* **EXERCISE TASK**:
Identify all lines in the listing that include the word "this", and copy them out.

* **STORED RECORDS**:
────────────────────────────────────────
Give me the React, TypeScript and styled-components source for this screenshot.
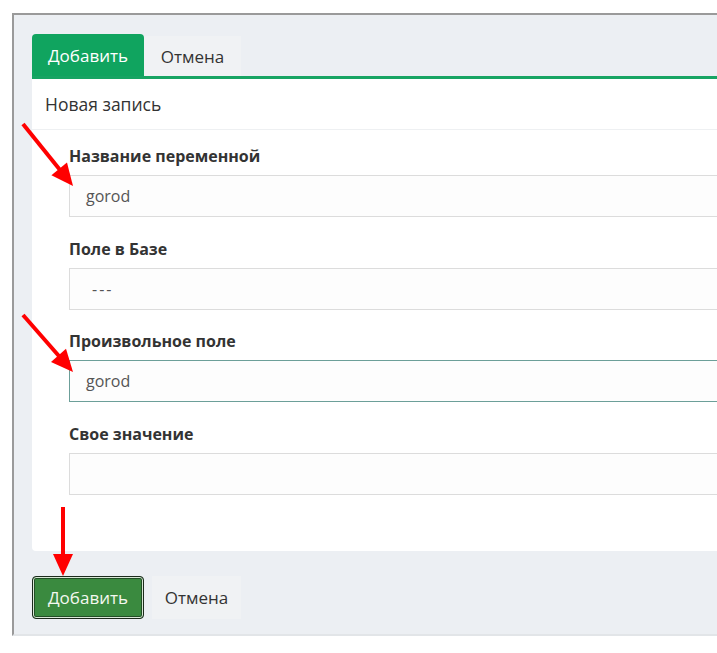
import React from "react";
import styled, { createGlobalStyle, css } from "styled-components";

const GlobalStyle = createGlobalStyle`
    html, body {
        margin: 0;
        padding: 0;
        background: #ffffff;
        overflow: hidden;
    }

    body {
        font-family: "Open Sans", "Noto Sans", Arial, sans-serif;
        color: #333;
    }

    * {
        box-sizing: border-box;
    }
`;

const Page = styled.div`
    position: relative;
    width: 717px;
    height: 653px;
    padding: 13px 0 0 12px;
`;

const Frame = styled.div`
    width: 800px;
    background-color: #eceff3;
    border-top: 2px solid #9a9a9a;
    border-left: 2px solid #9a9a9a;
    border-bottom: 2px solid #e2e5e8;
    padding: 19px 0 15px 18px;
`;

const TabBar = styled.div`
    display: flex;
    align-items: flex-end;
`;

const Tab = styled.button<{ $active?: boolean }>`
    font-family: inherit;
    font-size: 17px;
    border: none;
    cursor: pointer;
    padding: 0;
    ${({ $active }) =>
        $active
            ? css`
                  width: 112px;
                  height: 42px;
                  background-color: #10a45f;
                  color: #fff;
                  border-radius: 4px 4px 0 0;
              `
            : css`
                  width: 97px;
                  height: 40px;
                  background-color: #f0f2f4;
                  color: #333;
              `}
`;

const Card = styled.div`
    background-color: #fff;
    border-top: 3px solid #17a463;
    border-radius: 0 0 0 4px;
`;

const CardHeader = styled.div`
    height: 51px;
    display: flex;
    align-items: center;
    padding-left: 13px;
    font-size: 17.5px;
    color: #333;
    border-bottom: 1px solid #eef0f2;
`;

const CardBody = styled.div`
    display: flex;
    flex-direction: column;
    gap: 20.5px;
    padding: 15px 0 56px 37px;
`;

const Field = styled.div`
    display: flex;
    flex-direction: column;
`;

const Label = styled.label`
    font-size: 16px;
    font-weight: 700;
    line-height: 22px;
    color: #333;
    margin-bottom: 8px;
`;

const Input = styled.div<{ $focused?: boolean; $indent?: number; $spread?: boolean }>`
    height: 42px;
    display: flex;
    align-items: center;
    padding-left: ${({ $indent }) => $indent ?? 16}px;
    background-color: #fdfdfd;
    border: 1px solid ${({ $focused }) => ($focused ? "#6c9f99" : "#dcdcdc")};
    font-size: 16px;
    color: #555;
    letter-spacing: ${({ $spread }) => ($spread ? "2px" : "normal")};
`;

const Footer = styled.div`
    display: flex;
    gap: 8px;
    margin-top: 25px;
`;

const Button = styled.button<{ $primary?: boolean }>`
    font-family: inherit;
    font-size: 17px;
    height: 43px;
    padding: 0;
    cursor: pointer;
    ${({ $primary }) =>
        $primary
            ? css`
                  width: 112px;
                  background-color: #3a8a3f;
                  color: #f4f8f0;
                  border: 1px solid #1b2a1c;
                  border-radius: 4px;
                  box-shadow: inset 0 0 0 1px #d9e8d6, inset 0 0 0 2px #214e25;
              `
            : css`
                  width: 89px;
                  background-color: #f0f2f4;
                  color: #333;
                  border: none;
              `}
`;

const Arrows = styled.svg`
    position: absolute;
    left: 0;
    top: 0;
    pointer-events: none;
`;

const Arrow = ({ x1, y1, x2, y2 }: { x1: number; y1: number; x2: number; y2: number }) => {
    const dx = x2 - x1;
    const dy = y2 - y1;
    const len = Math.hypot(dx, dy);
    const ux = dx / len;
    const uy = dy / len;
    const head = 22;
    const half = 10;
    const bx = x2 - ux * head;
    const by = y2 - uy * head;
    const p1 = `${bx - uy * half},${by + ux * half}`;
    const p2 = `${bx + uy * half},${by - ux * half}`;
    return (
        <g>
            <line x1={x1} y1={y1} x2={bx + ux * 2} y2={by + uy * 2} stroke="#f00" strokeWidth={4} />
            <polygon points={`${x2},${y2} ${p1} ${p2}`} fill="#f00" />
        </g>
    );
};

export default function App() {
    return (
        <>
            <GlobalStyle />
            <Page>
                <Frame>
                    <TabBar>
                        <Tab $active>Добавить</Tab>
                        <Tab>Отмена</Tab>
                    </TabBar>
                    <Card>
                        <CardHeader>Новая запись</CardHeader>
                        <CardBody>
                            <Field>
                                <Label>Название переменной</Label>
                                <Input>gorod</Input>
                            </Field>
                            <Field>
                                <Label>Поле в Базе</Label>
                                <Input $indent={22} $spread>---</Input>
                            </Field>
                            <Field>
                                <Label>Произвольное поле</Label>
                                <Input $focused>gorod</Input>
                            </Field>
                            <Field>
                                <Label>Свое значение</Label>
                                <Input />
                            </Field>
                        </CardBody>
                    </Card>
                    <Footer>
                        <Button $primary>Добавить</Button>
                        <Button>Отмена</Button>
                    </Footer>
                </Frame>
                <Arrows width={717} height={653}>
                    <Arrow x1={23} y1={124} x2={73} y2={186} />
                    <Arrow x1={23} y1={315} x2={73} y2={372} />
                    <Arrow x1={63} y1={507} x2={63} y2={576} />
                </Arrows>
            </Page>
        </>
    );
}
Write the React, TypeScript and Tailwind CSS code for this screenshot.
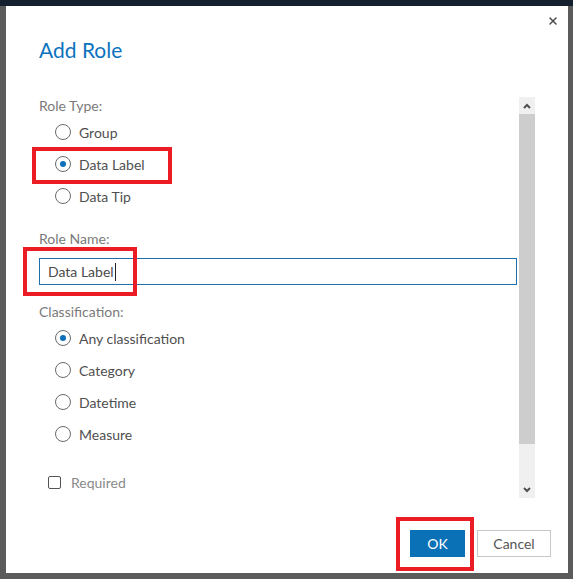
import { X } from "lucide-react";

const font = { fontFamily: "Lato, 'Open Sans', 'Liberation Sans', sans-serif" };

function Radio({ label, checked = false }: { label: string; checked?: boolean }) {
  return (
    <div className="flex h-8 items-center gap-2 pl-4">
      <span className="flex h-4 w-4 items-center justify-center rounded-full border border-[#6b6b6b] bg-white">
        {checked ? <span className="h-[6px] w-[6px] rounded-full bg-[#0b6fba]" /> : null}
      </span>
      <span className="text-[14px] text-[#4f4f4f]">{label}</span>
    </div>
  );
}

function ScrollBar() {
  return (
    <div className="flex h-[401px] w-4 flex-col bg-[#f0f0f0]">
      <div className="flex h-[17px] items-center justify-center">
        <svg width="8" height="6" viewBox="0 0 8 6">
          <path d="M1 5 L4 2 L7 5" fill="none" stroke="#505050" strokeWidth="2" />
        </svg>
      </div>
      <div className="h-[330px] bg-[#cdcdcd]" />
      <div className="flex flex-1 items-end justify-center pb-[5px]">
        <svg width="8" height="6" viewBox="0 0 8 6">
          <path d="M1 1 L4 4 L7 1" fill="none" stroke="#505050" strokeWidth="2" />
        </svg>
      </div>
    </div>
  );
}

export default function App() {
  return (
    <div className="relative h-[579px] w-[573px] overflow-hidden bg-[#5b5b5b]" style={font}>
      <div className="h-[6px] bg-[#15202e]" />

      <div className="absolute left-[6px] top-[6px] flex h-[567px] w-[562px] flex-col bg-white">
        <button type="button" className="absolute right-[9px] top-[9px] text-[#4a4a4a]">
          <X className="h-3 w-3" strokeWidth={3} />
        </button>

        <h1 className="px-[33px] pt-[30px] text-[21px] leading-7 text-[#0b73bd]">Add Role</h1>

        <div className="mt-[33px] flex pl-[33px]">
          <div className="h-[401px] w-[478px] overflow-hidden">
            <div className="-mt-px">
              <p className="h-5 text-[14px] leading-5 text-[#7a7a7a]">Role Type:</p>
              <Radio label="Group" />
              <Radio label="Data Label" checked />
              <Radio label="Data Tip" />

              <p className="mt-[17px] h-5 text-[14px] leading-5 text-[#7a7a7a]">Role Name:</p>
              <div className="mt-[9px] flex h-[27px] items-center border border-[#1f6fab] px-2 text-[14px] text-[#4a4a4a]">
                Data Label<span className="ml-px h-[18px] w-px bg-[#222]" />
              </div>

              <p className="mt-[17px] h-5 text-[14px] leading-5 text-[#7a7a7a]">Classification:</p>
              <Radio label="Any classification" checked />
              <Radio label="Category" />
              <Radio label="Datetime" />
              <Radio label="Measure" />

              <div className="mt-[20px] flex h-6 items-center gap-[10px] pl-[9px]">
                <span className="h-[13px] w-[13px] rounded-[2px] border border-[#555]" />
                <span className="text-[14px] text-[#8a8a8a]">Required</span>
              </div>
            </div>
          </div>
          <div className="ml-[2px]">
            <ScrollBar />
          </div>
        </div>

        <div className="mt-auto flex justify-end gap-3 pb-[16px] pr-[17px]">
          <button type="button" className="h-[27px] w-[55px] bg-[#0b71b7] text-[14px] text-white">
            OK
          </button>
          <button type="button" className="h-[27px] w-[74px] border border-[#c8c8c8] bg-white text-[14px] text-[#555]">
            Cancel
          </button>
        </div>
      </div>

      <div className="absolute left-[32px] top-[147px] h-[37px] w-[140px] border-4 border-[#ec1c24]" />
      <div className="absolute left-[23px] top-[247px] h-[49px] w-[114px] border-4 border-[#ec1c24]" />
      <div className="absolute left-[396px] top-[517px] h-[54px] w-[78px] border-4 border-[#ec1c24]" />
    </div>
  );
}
────────────────────────────────────────
* **FULL RESPONSE**:
Give me the React, TypeScript and styled-components source for this screenshot.
Write the React, TypeScript and Tailwind CSS code for this screenshot.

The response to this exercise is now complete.